§ **Aim of the task**: In the listing below, find every line with the string "table" and pull it out.

>> start

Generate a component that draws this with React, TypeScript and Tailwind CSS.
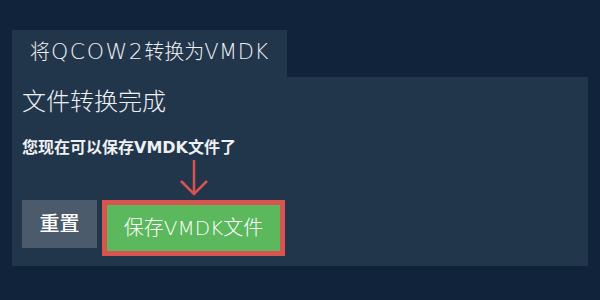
import React from "react";

const FONT = { fontFamily: '"DejaVu Sans", "Noto Sans CJK SC", sans-serif' };

export default function App() {
  return (
    <div className="w-[600px] h-[300px] bg-[#10233a] pt-[30px] px-[12px] text-[#eef0f2] overflow-hidden" style={FONT}>
      <div className="inline-flex h-[47px] items-center px-[18px] pb-[4px] bg-[#22364b] text-[20px] font-light">
        <span className="leading-[28px]">
          将<span className="text-[22px] tracking-[1.5px] ml-[1px]">QCOW2</span>转换为<span className="text-[21px] tracking-[0.5px]">VMDK</span>
        </span>
      </div>
      <div className="bg-[#22364b] h-[189px] pl-[10px] pt-[9px]">
        <div className="text-[24px] leading-[32px] font-light">文件转换完成</div>
        <div className="mt-[18px] text-[16px] leading-[24px] font-bold">您现在可以保存VMDK文件了</div>
        <div className="mt-[40px] flex items-start gap-[5px]">
          <button className="w-[75px] h-[48px] bg-[#4b5b6b] text-white text-[20px] font-medium flex items-center justify-center">
            重置
          </button>
          <div className="relative">
            <svg
              className="absolute left-1/2 -translate-x-1/2 bottom-[calc(100%+4px)]"
              width="28"
              height="36"
              viewBox="0 0 28 36"
              fill="none"
              stroke="#d9534f"
              strokeWidth="2.5"
            >
              <line x1="14" y1="0" x2="14" y2="34" />
              <polyline points="1,21 14,34 27,21" />
            </svg>
            <button className="w-[183px] h-[56px] border-[5px] border-[#d9534f] bg-[#5cb85c] text-white text-[20px] font-light flex items-center justify-center">
              保存VMDK文件
            </button>
          </div>
        </div>
      </div>
    </div>
  );
}
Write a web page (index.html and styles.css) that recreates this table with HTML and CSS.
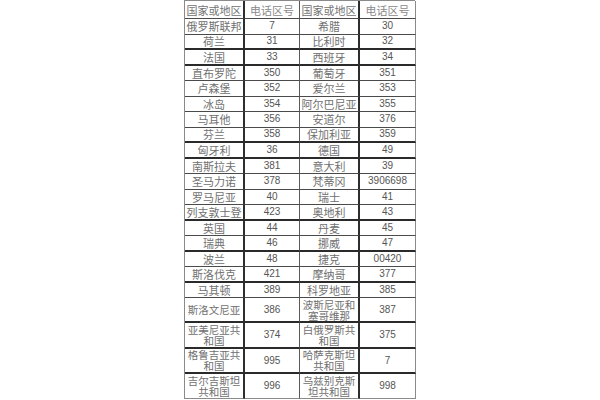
FILE: index.html
```html
<!DOCTYPE html>
<html lang="zh-CN">
<head>
<meta charset="utf-8">
<title>国家或地区电话区号</title>
<link rel="stylesheet" href="styles.css">
</head>
<body>
<div class="codes" role="table">
  <div class="row head" role="row"><div class="cell">国家或地区</div><div class="cell n">电话区号</div><div class="cell">国家或地区</div><div class="cell n">电话区号</div></div>
  <div class="row" role="row"><div class="cell">俄罗斯联邦</div><div class="cell num">7</div><div class="cell">希腊</div><div class="cell num">30</div></div>
  <div class="row thick" role="row"><div class="cell">荷兰</div><div class="cell num">31</div><div class="cell">比利时</div><div class="cell num">32</div></div>
  <div class="row thick" role="row"><div class="cell">法国</div><div class="cell num">33</div><div class="cell">西班牙</div><div class="cell num">34</div></div>
  <div class="row" role="row"><div class="cell">直布罗陀</div><div class="cell num">350</div><div class="cell">葡萄牙</div><div class="cell num">351</div></div>
  <div class="row" role="row"><div class="cell">卢森堡</div><div class="cell num">352</div><div class="cell">爱尔兰</div><div class="cell num">353</div></div>
  <div class="row" role="row"><div class="cell">冰岛</div><div class="cell num">354</div><div class="cell">阿尔巴尼亚</div><div class="cell num">355</div></div>
  <div class="row" role="row"><div class="cell">马耳他</div><div class="cell num">356</div><div class="cell">安道尔</div><div class="cell num">376</div></div>
  <div class="row thick" role="row"><div class="cell">芬兰</div><div class="cell num">358</div><div class="cell">保加利亚</div><div class="cell num">359</div></div>
  <div class="row thick" role="row"><div class="cell">匈牙利</div><div class="cell num">36</div><div class="cell">德国</div><div class="cell num">49</div></div>
  <div class="row" role="row"><div class="cell">南斯拉夫</div><div class="cell num">381</div><div class="cell">意大利</div><div class="cell num">39</div></div>
  <div class="row" role="row"><div class="cell">圣马力诺</div><div class="cell num">378</div><div class="cell">梵蒂冈</div><div class="cell num">3906698</div></div>
  <div class="row" role="row"><div class="cell">罗马尼亚</div><div class="cell num">40</div><div class="cell">瑞士</div><div class="cell num">41</div></div>
  <div class="row thick" role="row"><div class="cell">列支敦士登</div><div class="cell num">423</div><div class="cell">奥地利</div><div class="cell num">43</div></div>
  <div class="row" role="row"><div class="cell">英国</div><div class="cell num">44</div><div class="cell">丹麦</div><div class="cell num">45</div></div>
  <div class="row thick" role="row"><div class="cell">瑞典</div><div class="cell num">46</div><div class="cell">挪威</div><div class="cell num">47</div></div>
  <div class="row" role="row"><div class="cell">波兰</div><div class="cell num">48</div><div class="cell">捷克</div><div class="cell num">00420</div></div>
  <div class="row thick" role="row"><div class="cell">斯洛伐克</div><div class="cell num">421</div><div class="cell">摩纳哥</div><div class="cell num">377</div></div>
  <div class="row" role="row"><div class="cell">马其顿</div><div class="cell num">389</div><div class="cell">科罗地亚</div><div class="cell num">385</div></div>
  <div class="row tall thick" role="row"><div class="cell">斯洛文尼亚</div><div class="cell num">386</div><div class="cell">波斯尼亚和塞哥维那</div><div class="cell num">387</div></div>
  <div class="row tall thick" role="row"><div class="cell">亚美尼亚共和国</div><div class="cell num">374</div><div class="cell">白俄罗斯共和国</div><div class="cell num">375</div></div>
  <div class="row tall thick" role="row"><div class="cell">格鲁吉亚共和国</div><div class="cell num">995</div><div class="cell">哈萨克斯坦共和国</div><div class="cell num">7</div></div>
  <div class="row tall last" role="row"><div class="cell">吉尔吉斯坦共和国</div><div class="cell num">996</div><div class="cell">乌兹别克斯坦共和国</div><div class="cell num">998</div></div>
</div>
</body>
</html>
```

FILE: styles.css
```css
html, body {
  margin: 0;
  padding: 0;
  background: #ffffff;
}

body {
  width: 600px;
  height: 400px;
  overflow: hidden;
}

.codes {
  margin: 0 0 0 184px;
  width: 231px;
  display: grid;
  grid-template-columns: 60px 55px 60px 56px;
  grid-template-rows: 18px repeat(18, 15.5px) repeat(4, 25.25px);
  border-left: 1px solid #8a8a8a;
  border-top: 1px solid #8a8a8a;
  box-sizing: border-box;
  font-family: "Noto Sans CJK SC", "Noto Sans", sans-serif;
  font-size: 11px;
  color: #707070;
}

.row {
  display: contents;
}

.cell {
  box-sizing: border-box;
  display: flex;
  align-items: center;
  justify-content: center;
  text-align: center;
  padding: 0 1px;
  line-height: 12px;
  overflow: hidden;
  white-space: normal;
  border-bottom: 1px solid #4a4a4a;
  border-right: 1px solid #5a5a5a;
}

.cell:nth-child(1),
.cell:nth-child(3) {
  border-right: 2px solid #2e2e2e;
}

.cell:nth-child(4) {
  border-right: 1px solid #8a8a8a;
}

.head .cell {
  color: #727272;
}

.head .cell.n {
  color: #8a8a8a;
}

.cell.num {
  font-family: "Liberation Sans", Arial, sans-serif;
  font-size: 10px;
  color: #555555;
}

.tall .cell {
  line-height: 11px;
  font-size: 10.5px;
}

.tall .cell.num {
  font-size: 10px;
}

.thick .cell {
  border-bottom: 2px solid #2a2a2a;
}

.last .cell {
  border-bottom: 1px solid #8a8a8a;
}
```
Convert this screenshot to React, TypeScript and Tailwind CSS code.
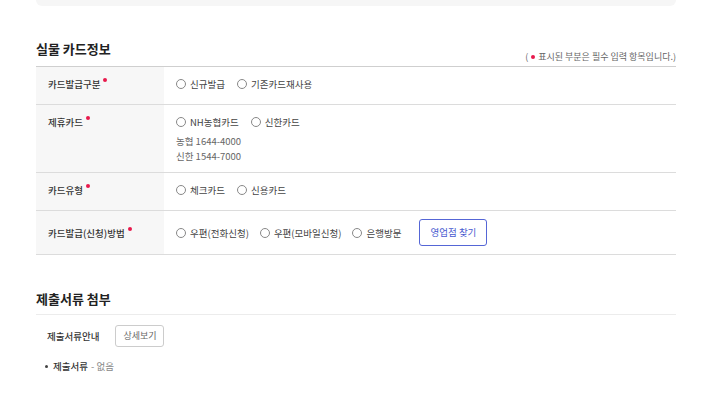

>> end

§ **Final answer**:
Write a web page (index.html and styles.css) that recreates this table with HTML and CSS.
<div class="codes" role="table">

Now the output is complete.